## Problem requirements
Find and return each line containing "code".

___

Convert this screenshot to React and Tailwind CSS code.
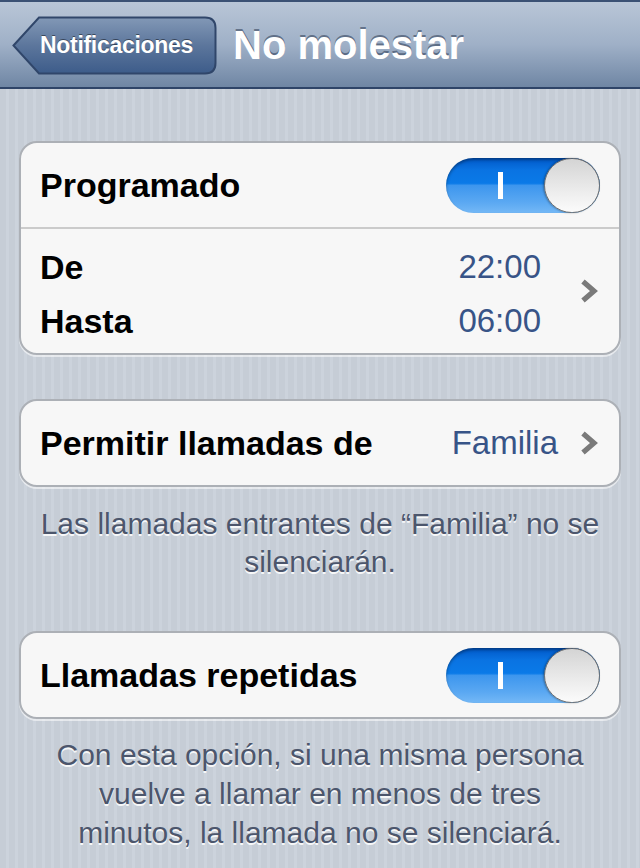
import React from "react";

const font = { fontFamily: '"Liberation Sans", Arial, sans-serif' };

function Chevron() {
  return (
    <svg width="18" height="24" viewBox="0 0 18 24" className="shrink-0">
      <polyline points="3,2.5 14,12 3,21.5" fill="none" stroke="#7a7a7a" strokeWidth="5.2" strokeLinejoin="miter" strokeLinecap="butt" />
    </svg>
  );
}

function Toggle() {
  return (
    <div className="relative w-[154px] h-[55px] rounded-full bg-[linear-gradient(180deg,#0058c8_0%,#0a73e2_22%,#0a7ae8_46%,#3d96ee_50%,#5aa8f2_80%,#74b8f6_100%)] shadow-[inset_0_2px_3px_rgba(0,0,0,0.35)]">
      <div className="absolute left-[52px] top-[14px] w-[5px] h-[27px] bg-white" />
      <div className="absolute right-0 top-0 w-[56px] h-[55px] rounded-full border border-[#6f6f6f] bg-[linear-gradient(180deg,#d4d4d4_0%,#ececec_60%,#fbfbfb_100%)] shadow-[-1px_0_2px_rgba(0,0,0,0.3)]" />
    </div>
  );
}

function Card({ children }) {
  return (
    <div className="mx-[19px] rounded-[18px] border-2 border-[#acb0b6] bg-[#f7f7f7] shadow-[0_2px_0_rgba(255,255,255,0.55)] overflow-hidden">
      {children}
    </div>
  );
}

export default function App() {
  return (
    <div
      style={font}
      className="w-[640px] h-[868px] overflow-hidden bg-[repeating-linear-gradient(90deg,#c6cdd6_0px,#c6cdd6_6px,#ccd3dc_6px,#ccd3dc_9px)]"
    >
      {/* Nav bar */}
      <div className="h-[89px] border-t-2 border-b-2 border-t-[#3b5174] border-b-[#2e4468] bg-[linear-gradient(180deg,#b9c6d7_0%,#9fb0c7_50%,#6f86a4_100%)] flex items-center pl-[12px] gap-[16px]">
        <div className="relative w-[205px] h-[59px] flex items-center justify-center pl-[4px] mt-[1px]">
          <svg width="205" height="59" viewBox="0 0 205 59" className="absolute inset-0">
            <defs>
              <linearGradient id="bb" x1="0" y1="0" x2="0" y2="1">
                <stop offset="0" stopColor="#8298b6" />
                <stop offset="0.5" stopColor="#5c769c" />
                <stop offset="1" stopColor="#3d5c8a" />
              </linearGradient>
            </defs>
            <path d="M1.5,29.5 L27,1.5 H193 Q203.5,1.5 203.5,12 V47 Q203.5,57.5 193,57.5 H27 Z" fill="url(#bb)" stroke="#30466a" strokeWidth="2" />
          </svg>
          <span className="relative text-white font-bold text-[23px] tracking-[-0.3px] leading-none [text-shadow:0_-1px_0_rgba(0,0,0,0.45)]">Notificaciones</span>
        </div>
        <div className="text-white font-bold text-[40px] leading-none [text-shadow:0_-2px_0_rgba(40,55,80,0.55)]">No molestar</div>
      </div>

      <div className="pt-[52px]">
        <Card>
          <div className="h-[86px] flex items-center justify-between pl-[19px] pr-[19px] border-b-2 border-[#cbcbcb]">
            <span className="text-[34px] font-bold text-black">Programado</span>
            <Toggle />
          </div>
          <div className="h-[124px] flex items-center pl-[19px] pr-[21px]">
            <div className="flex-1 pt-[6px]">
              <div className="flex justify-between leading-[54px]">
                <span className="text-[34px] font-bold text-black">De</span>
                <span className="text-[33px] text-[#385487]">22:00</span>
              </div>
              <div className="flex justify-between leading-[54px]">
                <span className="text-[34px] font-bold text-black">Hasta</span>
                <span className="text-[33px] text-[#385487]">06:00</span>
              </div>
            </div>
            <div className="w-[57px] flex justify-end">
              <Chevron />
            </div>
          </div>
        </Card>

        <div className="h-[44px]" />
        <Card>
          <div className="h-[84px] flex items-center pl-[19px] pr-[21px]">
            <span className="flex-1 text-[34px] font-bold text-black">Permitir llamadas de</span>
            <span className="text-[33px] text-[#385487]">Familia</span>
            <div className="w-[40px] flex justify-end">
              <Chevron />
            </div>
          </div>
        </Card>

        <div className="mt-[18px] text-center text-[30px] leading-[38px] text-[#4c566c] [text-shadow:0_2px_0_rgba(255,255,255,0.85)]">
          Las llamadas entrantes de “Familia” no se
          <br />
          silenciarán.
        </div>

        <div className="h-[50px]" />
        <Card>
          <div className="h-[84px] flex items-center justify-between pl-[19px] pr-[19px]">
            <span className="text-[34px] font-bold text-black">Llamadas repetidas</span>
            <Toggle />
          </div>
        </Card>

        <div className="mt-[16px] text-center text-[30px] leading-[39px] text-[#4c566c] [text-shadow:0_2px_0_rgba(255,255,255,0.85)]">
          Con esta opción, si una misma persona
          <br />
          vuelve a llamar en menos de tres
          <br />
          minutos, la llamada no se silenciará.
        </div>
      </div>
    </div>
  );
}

___

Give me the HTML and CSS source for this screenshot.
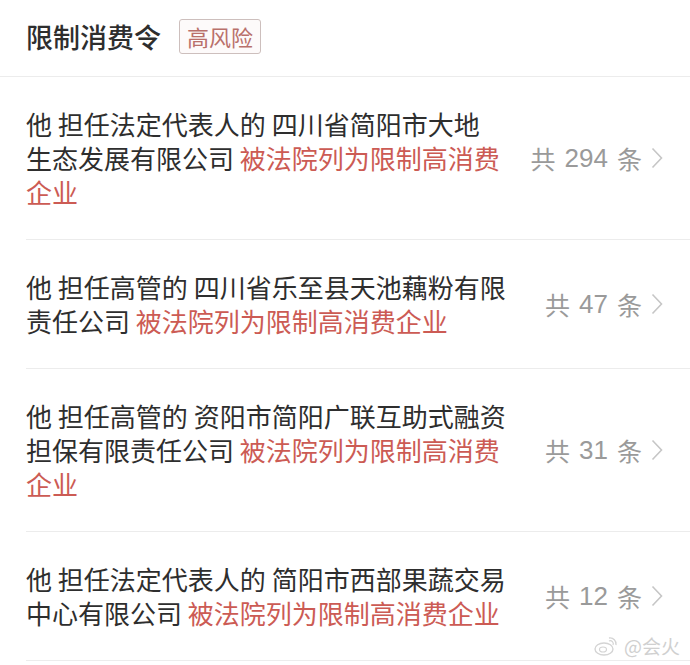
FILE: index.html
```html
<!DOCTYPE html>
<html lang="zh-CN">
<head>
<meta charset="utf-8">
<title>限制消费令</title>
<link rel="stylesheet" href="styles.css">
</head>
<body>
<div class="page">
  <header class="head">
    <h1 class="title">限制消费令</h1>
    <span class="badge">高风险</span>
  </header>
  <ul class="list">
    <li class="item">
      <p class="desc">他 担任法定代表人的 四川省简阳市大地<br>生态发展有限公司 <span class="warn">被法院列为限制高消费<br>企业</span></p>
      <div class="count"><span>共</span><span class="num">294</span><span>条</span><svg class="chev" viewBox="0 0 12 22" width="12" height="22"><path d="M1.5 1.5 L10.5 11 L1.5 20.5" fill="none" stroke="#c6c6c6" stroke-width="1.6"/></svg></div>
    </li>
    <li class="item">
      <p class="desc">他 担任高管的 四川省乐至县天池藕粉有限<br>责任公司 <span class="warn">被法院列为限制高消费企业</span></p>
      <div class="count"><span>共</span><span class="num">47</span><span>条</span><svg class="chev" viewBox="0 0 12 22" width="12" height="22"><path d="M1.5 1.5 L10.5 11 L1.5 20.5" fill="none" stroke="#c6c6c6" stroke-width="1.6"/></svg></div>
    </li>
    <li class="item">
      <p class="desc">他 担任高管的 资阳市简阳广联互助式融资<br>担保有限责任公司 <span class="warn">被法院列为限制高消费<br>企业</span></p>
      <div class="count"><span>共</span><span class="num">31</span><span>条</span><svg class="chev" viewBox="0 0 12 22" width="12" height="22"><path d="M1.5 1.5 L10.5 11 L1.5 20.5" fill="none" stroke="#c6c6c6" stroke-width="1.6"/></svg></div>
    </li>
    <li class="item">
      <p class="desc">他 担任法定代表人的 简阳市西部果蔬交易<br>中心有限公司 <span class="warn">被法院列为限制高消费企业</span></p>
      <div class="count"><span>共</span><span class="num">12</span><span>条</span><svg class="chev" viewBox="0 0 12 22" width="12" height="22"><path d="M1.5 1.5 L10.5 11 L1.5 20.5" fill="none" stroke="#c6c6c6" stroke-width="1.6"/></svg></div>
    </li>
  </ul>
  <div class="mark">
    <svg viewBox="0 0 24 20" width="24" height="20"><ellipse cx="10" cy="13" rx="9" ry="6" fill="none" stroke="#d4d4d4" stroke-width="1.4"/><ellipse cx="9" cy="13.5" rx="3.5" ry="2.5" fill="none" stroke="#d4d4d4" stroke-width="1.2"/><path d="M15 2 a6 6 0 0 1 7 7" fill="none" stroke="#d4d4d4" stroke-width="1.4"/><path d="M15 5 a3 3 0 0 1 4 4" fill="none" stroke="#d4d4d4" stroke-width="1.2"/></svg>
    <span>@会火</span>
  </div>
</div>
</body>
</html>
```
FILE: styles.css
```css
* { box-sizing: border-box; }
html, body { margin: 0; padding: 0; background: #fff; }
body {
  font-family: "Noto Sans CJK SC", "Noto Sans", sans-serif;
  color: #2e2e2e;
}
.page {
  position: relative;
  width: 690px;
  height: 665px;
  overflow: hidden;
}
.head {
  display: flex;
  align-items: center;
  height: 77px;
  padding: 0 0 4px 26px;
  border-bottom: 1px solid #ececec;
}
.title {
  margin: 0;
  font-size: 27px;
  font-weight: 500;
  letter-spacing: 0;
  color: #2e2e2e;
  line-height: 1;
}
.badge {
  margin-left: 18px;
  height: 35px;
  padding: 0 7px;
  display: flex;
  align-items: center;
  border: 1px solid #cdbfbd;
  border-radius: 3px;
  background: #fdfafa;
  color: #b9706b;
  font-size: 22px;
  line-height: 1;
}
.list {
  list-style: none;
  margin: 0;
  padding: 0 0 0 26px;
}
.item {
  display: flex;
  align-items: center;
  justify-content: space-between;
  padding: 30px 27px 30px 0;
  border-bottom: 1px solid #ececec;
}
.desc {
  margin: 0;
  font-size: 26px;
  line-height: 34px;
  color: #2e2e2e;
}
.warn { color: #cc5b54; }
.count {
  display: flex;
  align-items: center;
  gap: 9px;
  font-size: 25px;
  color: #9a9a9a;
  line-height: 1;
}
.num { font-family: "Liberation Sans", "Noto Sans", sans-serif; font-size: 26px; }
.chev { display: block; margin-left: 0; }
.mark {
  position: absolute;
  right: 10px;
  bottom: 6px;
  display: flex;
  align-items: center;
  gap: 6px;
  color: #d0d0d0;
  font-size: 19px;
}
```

___

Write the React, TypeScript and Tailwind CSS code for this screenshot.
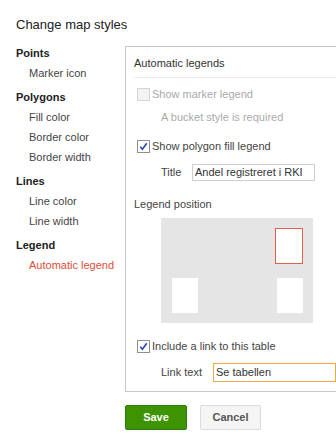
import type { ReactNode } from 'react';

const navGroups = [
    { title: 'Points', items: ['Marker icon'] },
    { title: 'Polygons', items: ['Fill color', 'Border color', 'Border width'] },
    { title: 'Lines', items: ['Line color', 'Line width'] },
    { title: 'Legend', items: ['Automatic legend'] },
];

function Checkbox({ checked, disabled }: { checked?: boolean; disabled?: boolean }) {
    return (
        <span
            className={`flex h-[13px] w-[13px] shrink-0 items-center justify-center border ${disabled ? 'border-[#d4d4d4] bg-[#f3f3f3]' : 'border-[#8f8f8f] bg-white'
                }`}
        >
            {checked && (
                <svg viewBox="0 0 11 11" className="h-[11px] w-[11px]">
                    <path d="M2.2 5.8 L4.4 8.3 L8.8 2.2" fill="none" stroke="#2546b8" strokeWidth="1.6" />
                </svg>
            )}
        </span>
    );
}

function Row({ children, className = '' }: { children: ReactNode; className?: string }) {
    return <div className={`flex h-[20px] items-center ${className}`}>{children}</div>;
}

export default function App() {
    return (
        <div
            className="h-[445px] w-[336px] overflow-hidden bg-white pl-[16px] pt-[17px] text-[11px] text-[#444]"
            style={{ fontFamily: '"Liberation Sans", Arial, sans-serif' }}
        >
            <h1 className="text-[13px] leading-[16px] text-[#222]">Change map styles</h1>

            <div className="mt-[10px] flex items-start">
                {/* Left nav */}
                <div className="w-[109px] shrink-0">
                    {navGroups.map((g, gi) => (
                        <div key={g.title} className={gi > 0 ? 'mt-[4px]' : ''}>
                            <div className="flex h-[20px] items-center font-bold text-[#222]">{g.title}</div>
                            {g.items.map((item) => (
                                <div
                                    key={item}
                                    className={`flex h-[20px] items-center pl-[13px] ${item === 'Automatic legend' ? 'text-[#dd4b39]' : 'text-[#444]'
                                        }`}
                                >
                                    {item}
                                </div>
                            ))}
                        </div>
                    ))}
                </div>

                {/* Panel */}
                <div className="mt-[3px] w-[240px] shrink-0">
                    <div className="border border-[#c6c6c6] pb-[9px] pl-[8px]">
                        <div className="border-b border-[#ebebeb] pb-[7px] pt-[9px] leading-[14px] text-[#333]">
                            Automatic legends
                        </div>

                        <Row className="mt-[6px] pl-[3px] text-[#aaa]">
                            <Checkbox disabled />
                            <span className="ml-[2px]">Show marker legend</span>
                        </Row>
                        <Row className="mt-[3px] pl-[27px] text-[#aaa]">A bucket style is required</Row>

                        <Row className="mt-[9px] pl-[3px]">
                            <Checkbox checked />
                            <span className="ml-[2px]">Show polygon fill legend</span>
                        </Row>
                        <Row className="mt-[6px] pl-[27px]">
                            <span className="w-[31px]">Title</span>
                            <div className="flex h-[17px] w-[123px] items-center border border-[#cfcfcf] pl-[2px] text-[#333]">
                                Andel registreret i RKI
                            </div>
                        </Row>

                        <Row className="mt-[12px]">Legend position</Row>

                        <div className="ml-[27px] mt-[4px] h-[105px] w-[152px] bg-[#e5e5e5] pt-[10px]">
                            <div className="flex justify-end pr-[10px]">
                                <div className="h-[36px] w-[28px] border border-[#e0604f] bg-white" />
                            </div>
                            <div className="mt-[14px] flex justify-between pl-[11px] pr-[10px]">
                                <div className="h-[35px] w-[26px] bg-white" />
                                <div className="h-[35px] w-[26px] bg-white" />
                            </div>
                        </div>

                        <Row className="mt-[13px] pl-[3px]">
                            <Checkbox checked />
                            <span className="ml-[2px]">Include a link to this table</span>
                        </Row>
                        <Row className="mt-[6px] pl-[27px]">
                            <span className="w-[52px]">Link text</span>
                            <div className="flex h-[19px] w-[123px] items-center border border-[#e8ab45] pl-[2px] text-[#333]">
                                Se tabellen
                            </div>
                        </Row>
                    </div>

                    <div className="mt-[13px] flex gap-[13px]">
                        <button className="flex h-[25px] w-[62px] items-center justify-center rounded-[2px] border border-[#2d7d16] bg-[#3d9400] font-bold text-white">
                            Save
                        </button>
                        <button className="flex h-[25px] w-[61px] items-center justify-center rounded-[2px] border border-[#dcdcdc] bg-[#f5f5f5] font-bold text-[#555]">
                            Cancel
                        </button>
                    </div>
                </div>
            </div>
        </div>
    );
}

___

## Answer
Convert this screenshot to React and Tailwind CSS code.
Write the React, TypeScript and Tailwind CSS code for this screenshot.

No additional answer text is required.